As Doug has inferred, the amount of original liquid (hydrocarbon, I must presume) has to be taken into account if one is to make a complete analysis and a heat and mass transfer of the operation. If the original liquid inventory is not sufficient to generate vapors during the blowdown time, then the Joule-Thomson effect will dominate at the end. However, if the amount of liquid inventory at the outset is sufficient to maintain a constant feed of steadily vaporized and progressively colder vapors to the blowdown valve, then the vaporization effect will dominate the operation in fixing the resultant low temperature at the end of the operation.

I hope I have succeeded in explaining what I believe is taking place during this type of blowdown.

[junior1]

Thank you very much guys, the explanations are fantastic!!
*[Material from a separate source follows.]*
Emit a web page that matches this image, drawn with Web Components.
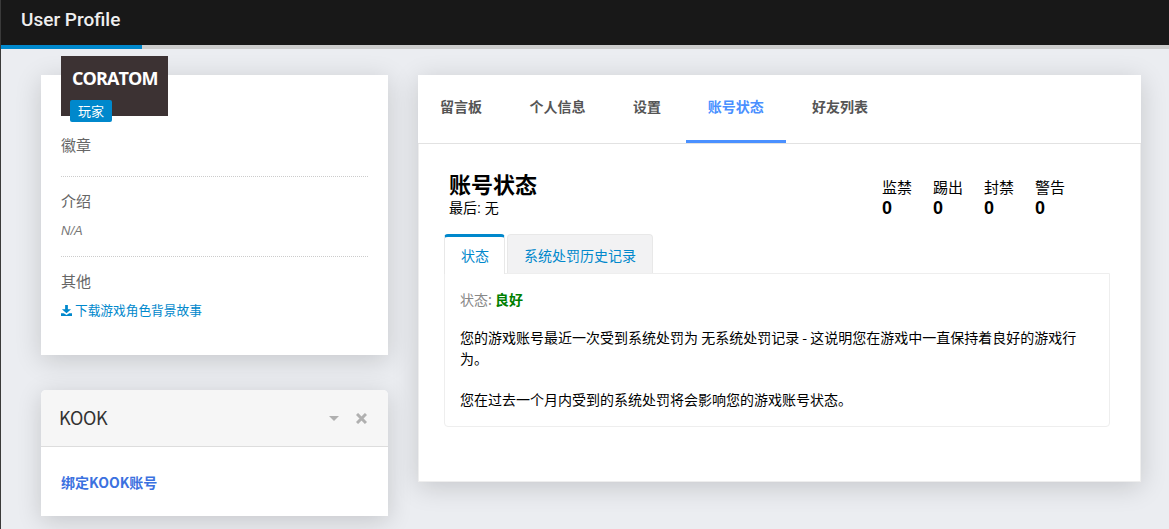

I have been asked to verify and highlight any problems with the flare design with the current design modifications. So I'm looking at all of the design constraints (i.e. mach no., back pressure and minimum temperature - both upstream and downstream of the blow down valve). So for back pressure investigation, for example, for a vessel depressuring I would take the HHLL (High-High liquid level) with fire scenario (the vessel is exposed to fire) as this will give me the highest depressuring rate and thus the highest back pressure. Now for the lowest possible temperature per depressuring of this vessel I would take the lowest ambient conditions possible and as I was lead to believe the lowest liquid level (LLLL) as this will give me the lowest temperature both upstream and downstream of the BD valve. Another colleague pointed out that in different company they used HHLL as this would give the lowest temperatures so I was confused as to which one of the approach is right and why.

My apologies for very little explanation to the problem I face, I should have explained the situation in detail to start of with.